** begin **

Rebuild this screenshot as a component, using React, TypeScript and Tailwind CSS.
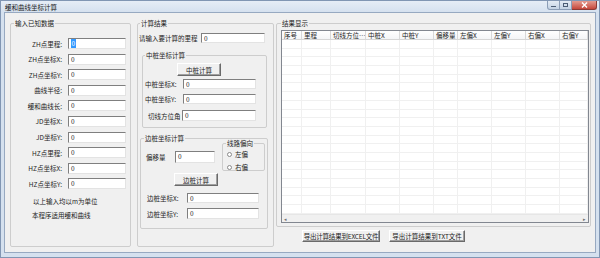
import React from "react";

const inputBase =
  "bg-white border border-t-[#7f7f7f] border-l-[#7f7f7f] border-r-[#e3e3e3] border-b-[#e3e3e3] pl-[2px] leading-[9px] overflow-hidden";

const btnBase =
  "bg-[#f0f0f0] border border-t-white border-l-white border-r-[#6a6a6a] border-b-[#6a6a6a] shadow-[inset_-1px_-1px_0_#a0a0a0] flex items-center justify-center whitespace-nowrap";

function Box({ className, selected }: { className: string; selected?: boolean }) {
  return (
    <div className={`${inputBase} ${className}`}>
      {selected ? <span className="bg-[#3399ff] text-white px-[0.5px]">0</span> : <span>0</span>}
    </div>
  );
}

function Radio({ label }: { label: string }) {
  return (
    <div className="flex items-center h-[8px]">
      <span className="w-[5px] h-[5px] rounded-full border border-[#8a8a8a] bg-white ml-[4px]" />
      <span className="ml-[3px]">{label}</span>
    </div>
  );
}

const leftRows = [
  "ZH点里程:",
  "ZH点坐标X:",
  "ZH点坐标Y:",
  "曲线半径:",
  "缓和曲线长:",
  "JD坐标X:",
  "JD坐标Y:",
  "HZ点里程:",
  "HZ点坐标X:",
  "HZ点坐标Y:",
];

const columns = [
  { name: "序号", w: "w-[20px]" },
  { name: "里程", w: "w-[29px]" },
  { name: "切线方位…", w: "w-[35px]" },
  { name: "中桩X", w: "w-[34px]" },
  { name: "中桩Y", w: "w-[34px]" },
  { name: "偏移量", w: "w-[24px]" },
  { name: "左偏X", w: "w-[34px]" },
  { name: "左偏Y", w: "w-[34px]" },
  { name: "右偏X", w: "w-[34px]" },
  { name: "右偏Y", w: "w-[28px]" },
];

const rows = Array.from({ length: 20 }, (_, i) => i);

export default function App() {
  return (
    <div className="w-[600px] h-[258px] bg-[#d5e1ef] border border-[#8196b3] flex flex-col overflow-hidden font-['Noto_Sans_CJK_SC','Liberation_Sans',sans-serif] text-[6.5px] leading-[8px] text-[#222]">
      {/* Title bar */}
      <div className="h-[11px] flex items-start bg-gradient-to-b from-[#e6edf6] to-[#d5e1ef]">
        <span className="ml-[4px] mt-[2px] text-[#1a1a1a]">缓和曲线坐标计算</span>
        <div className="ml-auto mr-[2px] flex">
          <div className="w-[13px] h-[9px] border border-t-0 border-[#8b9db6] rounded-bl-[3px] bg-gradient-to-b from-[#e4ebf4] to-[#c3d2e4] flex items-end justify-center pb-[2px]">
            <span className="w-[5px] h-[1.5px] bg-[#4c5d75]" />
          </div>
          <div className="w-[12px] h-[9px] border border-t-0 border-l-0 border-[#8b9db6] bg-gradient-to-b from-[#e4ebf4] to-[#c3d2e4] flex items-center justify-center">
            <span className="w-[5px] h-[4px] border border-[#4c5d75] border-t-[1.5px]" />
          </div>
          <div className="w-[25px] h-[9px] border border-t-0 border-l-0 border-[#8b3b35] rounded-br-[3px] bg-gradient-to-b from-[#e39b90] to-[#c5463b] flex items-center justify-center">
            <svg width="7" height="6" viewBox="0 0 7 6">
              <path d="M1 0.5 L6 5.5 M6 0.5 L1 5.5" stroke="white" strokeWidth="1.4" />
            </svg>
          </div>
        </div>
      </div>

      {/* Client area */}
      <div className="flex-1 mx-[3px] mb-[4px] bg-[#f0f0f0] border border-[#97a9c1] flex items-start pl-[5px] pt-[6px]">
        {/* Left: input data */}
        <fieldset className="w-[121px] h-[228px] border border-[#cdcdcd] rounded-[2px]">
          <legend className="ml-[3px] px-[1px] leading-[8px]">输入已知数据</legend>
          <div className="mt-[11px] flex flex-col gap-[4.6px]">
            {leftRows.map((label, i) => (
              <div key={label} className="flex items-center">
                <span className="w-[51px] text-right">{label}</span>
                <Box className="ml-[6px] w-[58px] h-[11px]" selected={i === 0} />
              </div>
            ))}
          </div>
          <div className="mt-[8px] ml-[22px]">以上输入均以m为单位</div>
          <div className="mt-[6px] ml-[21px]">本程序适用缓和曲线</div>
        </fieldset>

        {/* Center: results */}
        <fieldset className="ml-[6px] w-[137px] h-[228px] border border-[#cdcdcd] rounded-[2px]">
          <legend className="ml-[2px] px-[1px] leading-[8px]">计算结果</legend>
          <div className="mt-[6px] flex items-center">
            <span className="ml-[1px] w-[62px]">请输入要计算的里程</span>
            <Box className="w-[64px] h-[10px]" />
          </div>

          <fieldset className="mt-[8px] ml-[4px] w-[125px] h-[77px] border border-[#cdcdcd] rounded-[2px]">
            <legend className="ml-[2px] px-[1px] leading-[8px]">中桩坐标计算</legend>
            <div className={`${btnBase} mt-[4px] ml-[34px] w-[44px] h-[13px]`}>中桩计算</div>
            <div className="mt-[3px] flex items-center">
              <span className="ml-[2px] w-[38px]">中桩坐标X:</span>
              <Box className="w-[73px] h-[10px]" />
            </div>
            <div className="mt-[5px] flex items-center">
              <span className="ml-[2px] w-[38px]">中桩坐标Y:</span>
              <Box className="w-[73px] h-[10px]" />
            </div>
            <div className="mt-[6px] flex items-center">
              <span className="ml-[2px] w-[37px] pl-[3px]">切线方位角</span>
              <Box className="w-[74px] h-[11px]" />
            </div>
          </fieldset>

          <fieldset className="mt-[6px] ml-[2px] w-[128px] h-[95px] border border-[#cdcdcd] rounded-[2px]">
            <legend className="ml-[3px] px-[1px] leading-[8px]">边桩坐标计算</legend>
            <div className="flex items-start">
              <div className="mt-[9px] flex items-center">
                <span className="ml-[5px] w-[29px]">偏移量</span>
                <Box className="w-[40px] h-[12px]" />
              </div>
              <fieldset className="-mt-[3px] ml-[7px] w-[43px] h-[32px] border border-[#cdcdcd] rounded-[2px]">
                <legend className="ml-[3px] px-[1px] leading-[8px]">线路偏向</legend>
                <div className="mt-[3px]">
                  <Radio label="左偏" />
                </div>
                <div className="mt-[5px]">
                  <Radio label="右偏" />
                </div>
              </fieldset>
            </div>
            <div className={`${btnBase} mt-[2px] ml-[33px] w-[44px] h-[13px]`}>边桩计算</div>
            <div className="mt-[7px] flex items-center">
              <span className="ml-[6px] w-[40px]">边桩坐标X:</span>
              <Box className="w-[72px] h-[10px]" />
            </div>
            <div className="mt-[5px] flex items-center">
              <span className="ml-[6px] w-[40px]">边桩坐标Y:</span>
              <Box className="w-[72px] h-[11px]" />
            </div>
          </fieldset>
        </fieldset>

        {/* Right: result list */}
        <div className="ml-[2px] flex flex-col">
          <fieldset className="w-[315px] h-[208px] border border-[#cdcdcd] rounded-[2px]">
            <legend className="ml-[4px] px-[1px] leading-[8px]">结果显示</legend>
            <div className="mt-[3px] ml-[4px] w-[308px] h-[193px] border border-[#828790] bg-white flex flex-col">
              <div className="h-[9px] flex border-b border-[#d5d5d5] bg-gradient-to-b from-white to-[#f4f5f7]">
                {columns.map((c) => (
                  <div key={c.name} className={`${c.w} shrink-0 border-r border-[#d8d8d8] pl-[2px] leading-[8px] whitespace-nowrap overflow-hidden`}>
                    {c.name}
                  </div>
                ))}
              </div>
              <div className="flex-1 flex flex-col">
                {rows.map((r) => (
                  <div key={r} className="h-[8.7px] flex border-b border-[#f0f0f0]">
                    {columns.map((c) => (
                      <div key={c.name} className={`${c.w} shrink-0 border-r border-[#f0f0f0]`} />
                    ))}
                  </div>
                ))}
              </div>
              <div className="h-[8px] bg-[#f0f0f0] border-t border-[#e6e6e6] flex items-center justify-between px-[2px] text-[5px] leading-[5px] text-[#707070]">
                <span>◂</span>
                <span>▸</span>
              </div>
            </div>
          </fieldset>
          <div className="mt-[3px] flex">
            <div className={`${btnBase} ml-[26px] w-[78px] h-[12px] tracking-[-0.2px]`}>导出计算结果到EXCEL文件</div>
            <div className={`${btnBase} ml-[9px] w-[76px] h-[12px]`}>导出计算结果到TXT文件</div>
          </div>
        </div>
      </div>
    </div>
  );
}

** end **

### REQUIREMENT
Starting at the top of the listing above, reproduce each line up to and including the one with "border border-t-[#7f7f7f] border-l-[#7f7f7f]"; omit the pictures.

### ANSWER TO THE EXERCISE
Rebuild this screenshot as a component, using React, TypeScript and Tailwind CSS.
import React from "react";

const inputBase =
  "bg-white border border-t-[#7f7f7f] border-l-[#7f7f7f] border-r-[#e3e3e3] border-b-[#e3e3e3] pl-[2px] leading-[9px] overflow-hidden";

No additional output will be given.